GOAL:
Reproduce the data below in full and exclude every picture.

INFORMATION SHOWN:
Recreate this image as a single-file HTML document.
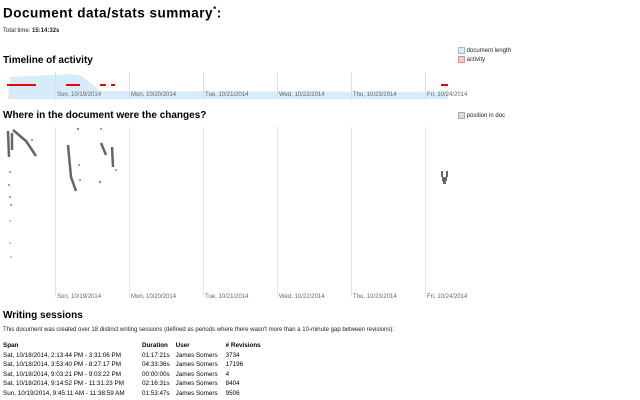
<!DOCTYPE html>
<html><head><meta charset="utf-8"><style>
body{margin:0;background:#fff;font-family:"Liberation Sans",sans-serif;color:#000;width:640px;height:400px;overflow:hidden;position:relative}
.a{position:absolute;white-space:nowrap}
h1{position:absolute;left:3px;top:5px;margin:0;font-size:13.5px;font-weight:bold;letter-spacing:.5px}
h2{position:absolute;margin:0;font-size:10px;font-weight:bold;left:3px}
.s{font-size:6px;color:#222}
.lab{font-size:6px;color:#666}
table{position:absolute;left:3px;top:341px;border-collapse:collapse;font-size:6.3px}
td,th{padding:0 6px 0 0;height:9.6px;text-align:left;line-height:9.6px}
th{font-weight:bold}
</style></head><body>
<h1>Document data/stats summary<sup style="font-size:8px">*</sup>:</h1>
<div class="a s" style="left:3px;top:28px">Total time: <b>15:14:32s</b></div>
<h2 style="top:55px">Timeline of activity</h2>
<div class="a s" style="left:458px;top:47px"><span style="display:inline-block;width:5px;height:5px;background:#d6ecfa;border:1px solid #9bc;vertical-align:middle"></span> document length</div>
<div class="a s" style="left:458px;top:56px"><span style="display:inline-block;width:5px;height:5px;background:#f7c8c8;border:1px solid #c99;vertical-align:middle"></span> activity</div>
<svg class="a" style="left:0;top:70px" width="460" height="30">
<polygon points="8,29 10,7 70,4 82,6 100,21 448,22 448,29" fill="#d6ecfa"/>
<g stroke="#ddd" stroke-width="1"><line x1="55.5" y1="2" x2="55.5" y2="30"/><line x1="129.5" y1="2" x2="129.5" y2="30"/><line x1="203.5" y1="2" x2="203.5" y2="30"/><line x1="277.5" y1="2" x2="277.5" y2="30"/><line x1="351.5" y1="2" x2="351.5" y2="30"/><line x1="425.5" y1="2" x2="425.5" y2="30"/></g>
<g fill="#e00"><rect x="7" y="14" width="29" height="2"/><rect x="66" y="14" width="14" height="2"/><rect x="100" y="14" width="6" height="2"/><rect x="111" y="14" width="4" height="2"/><rect x="441" y="14" width="7" height="2"/></g>
</svg>
<div class="a lab" style="left:57px;top:92px">Sun, 10/19/2014</div>
<div class="a lab" style="left:131px;top:92px">Mon, 10/20/2014</div>
<div class="a lab" style="left:205px;top:92px">Tue, 10/21/2014</div>
<div class="a lab" style="left:279px;top:92px">Wed, 10/22/2014</div>
<div class="a lab" style="left:353px;top:92px">Thu, 10/23/2014</div>
<div class="a lab" style="left:427px;top:92px">Fri, 10/24/2014</div>
<h2 style="top:110px">Where in the document were the changes?</h2>
<div class="a s" style="left:458px;top:112px"><span style="display:inline-block;width:5px;height:5px;background:#ddd;border:1px solid #aaa;vertical-align:middle"></span> position in doc</div>
<svg class="a" style="left:0;top:125px" width="460" height="175">
<g stroke="#e4e4e4"><line x1="55.5" y1="2" x2="55.5" y2="172"/><line x1="129.5" y1="2" x2="129.5" y2="172"/><line x1="203.5" y1="2" x2="203.5" y2="172"/><line x1="277.5" y1="2" x2="277.5" y2="172"/><line x1="351.5" y1="2" x2="351.5" y2="172"/><line x1="425.5" y1="2" x2="425.5" y2="172"/></g>
<g stroke="#666" stroke-width="2.5" fill="none"><path d="M13,5 L26,16 L36,31"/><path d="M12,8 L12,25"/><path d="M8,6 L9,32"/><path d="M68,20 L71,52 L76,66"/><path d="M101,18 L106,30"/><path d="M112,22 L113,42"/></g>
<g fill="#888"><circle cx="10" cy="47" r="1"/><circle cx="9" cy="60" r="1"/><circle cx="10" cy="72" r="1"/><circle cx="11" cy="80" r="1"/><circle cx="10" cy="96" r=".8"/><circle cx="10" cy="118" r=".8"/><circle cx="11" cy="132" r=".8"/><circle cx="78" cy="4" r="1.2"/><circle cx="79" cy="40" r="1"/><circle cx="80" cy="55" r="1"/><circle cx="101" cy="4" r="1"/><circle cx="100" cy="57" r="1.2"/><circle cx="116" cy="45" r="1"/><circle cx="32" cy="15" r="1"/></g>
<g fill="#666"><rect x="441" y="46" width="2" height="6"/><rect x="446" y="46" width="2" height="6"/><rect x="442" y="52" width="5" height="4"/><rect x="443" y="56" width="3" height="3"/></g>
</svg>
<div class="a lab" style="left:57px;top:294px">Sun, 10/19/2014</div>
<div class="a lab" style="left:131px;top:294px">Mon, 10/20/2014</div>
<div class="a lab" style="left:205px;top:294px">Tue, 10/21/2014</div>
<div class="a lab" style="left:279px;top:294px">Wed, 10/22/2014</div>
<div class="a lab" style="left:353px;top:294px">Thu, 10/23/2014</div>
<div class="a lab" style="left:427px;top:294px">Fri, 10/24/2014</div>
<h2 style="top:310px">Writing sessions</h2>
<div class="a s" style="left:3px;top:327px">This document was created over 18 distinct writing sessions (defined as periods where there wasn't more than a 10-minute gap between revisions):</div>
<table>
<tr><th style="width:133px">Span</th><th style="width:27px">Duration</th><th style="width:44px">User</th><th># Revisions</th></tr>
<tr><td>Sat, 10/18/2014, 2:13:44 PM - 3:31:06 PM</td><td>01:17:21s</td><td>James Somers</td><td>3734</td></tr>
<tr><td>Sat, 10/18/2014, 3:53:40 PM - 8:27:17 PM</td><td>04:33:36s</td><td>James Somers</td><td>17196</td></tr>
<tr><td>Sat, 10/18/2014, 9:03:21 PM - 9:03:22 PM</td><td>00:00:00s</td><td>James Somers</td><td>4</td></tr>
<tr><td>Sat, 10/18/2014, 9:14:52 PM - 11:31:23 PM</td><td>02:16:31s</td><td>James Somers</td><td>8404</td></tr>
<tr><td>Sun, 10/19/2014, 9:45:11 AM - 11:38:59 AM</td><td>01:53:47s</td><td>James Somers</td><td>9506</td></tr>
</table>
</body></html>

SOLUTION TO THE EXERCISE:
Recreate this image as a single-file HTML document.
<!DOCTYPE html>
<html><head><meta charset="utf-8"><style>
body{margin:0;background:#fff;font-family:"Liberation Sans",sans-serif;color:#000;width:640px;height:400px;overflow:hidden;position:relative}
.a{position:absolute;white-space:nowrap}
h1{position:absolute;left:3px;top:5px;margin:0;font-size:13.5px;font-weight:bold;letter-spacing:.5px}
h2{position:absolute;margin:0;font-size:10px;font-weight:bold;left:3px}
.s{font-size:6px;color:#222}
.lab{font-size:6px;color:#666}
table{position:absolute;left:3px;top:341px;border-collapse:collapse;font-size:6.3px}
td,th{padding:0 6px 0 0;height:9.6px;text-align:left;line-height:9.6px}
th{font-weight:bold}
</style></head><body>
<h1>Document data/stats summary<sup style="font-size:8px">*</sup>:</h1>
<div class="a s" style="left:3px;top:28px">Total time: <b>15:14:32s</b></div>
<h2 style="top:55px">Timeline of activity</h2>
<div class="a s" style="left:458px;top:47px"><span style="display:inline-block;width:5px;height:5px;background:#d6ecfa;border:1px solid #9bc;vertical-align:middle"></span> document length</div>
<div class="a s" style="left:458px;top:56px"><span style="display:inline-block;width:5px;height:5px;background:#f7c8c8;border:1px solid #c99;vertical-align:middle"></span> activity</div>
<svg class="a" style="left:0;top:70px" width="460" height="30">
<polygon points="8,29 10,7 70,4 82,6 100,21 448,22 448,29" fill="#d6ecfa"/>
<g stroke="#ddd" stroke-width="1"><line x1="55.5" y1="2" x2="55.5" y2="30"/><line x1="129.5" y1="2" x2="129.5" y2="30"/><line x1="203.5" y1="2" x2="203.5" y2="30"/><line x1="277.5" y1="2" x2="277.5" y2="30"/><line x1="351.5" y1="2" x2="351.5" y2="30"/><line x1="425.5" y1="2" x2="425.5" y2="30"/></g>
<g fill="#e00"><rect x="7" y="14" width="29" height="2"/><rect x="66" y="14" width="14" height="2"/><rect x="100" y="14" width="6" height="2"/><rect x="111" y="14" width="4" height="2"/><rect x="441" y="14" width="7" height="2"/></g>
</svg>
<div class="a lab" style="left:57px;top:92px">Sun, 10/19/2014</div>
<div class="a lab" style="left:131px;top:92px">Mon, 10/20/2014</div>
<div class="a lab" style="left:205px;top:92px">Tue, 10/21/2014</div>
<div class="a lab" style="left:279px;top:92px">Wed, 10/22/2014</div>
<div class="a lab" style="left:353px;top:92px">Thu, 10/23/2014</div>
<div class="a lab" style="left:427px;top:92px">Fri, 10/24/2014</div>
<h2 style="top:110px">Where in the document were the changes?</h2>
<div class="a s" style="left:458px;top:112px"><span style="display:inline-block;width:5px;height:5px;background:#ddd;border:1px solid #aaa;vertical-align:middle"></span> position in doc</div>
<svg class="a" style="left:0;top:125px" width="460" height="175">
<g stroke="#e4e4e4"><line x1="55.5" y1="2" x2="55.5" y2="172"/><line x1="129.5" y1="2" x2="129.5" y2="172"/><line x1="203.5" y1="2" x2="203.5" y2="172"/><line x1="277.5" y1="2" x2="277.5" y2="172"/><line x1="351.5" y1="2" x2="351.5" y2="172"/><line x1="425.5" y1="2" x2="425.5" y2="172"/></g>
<g stroke="#666" stroke-width="2.5" fill="none"><path d="M13,5 L26,16 L36,31"/><path d="M12,8 L12,25"/><path d="M8,6 L9,32"/><path d="M68,20 L71,52 L76,66"/><path d="M101,18 L106,30"/><path d="M112,22 L113,42"/></g>
<g fill="#888"><circle cx="10" cy="47" r="1"/><circle cx="9" cy="60" r="1"/><circle cx="10" cy="72" r="1"/><circle cx="11" cy="80" r="1"/><circle cx="10" cy="96" r=".8"/><circle cx="10" cy="118" r=".8"/><circle cx="11" cy="132" r=".8"/><circle cx="78" cy="4" r="1.2"/><circle cx="79" cy="40" r="1"/><circle cx="80" cy="55" r="1"/><circle cx="101" cy="4" r="1"/><circle cx="100" cy="57" r="1.2"/><circle cx="116" cy="45" r="1"/><circle cx="32" cy="15" r="1"/></g>
<g fill="#666"><rect x="441" y="46" width="2" height="6"/><rect x="446" y="46" width="2" height="6"/><rect x="442" y="52" width="5" height="4"/><rect x="443" y="56" width="3" height="3"/></g>
</svg>
<div class="a lab" style="left:57px;top:294px">Sun, 10/19/2014</div>
<div class="a lab" style="left:131px;top:294px">Mon, 10/20/2014</div>
<div class="a lab" style="left:205px;top:294px">Tue, 10/21/2014</div>
<div class="a lab" style="left:279px;top:294px">Wed, 10/22/2014</div>
<div class="a lab" style="left:353px;top:294px">Thu, 10/23/2014</div>
<div class="a lab" style="left:427px;top:294px">Fri, 10/24/2014</div>
<h2 style="top:310px">Writing sessions</h2>
<div class="a s" style="left:3px;top:327px">This document was created over 18 distinct writing sessions (defined as periods where there wasn't more than a 10-minute gap between revisions):</div>
<table>
<tr><th style="width:133px">Span</th><th style="width:27px">Duration</th><th style="width:44px">User</th><th># Revisions</th></tr>
<tr><td>Sat, 10/18/2014, 2:13:44 PM - 3:31:06 PM</td><td>01:17:21s</td><td>James Somers</td><td>3734</td></tr>
<tr><td>Sat, 10/18/2014, 3:53:40 PM - 8:27:17 PM</td><td>04:33:36s</td><td>James Somers</td><td>17196</td></tr>
<tr><td>Sat, 10/18/2014, 9:03:21 PM - 9:03:22 PM</td><td>00:00:00s</td><td>James Somers</td><td>4</td></tr>
<tr><td>Sat, 10/18/2014, 9:14:52 PM - 11:31:23 PM</td><td>02:16:31s</td><td>James Somers</td><td>8404</td></tr>
<tr><td>Sun, 10/19/2014, 9:45:11 AM - 11:38:59 AM</td><td>01:53:47s</td><td>James Somers</td><td>9506</td></tr>
</table>
</body></html>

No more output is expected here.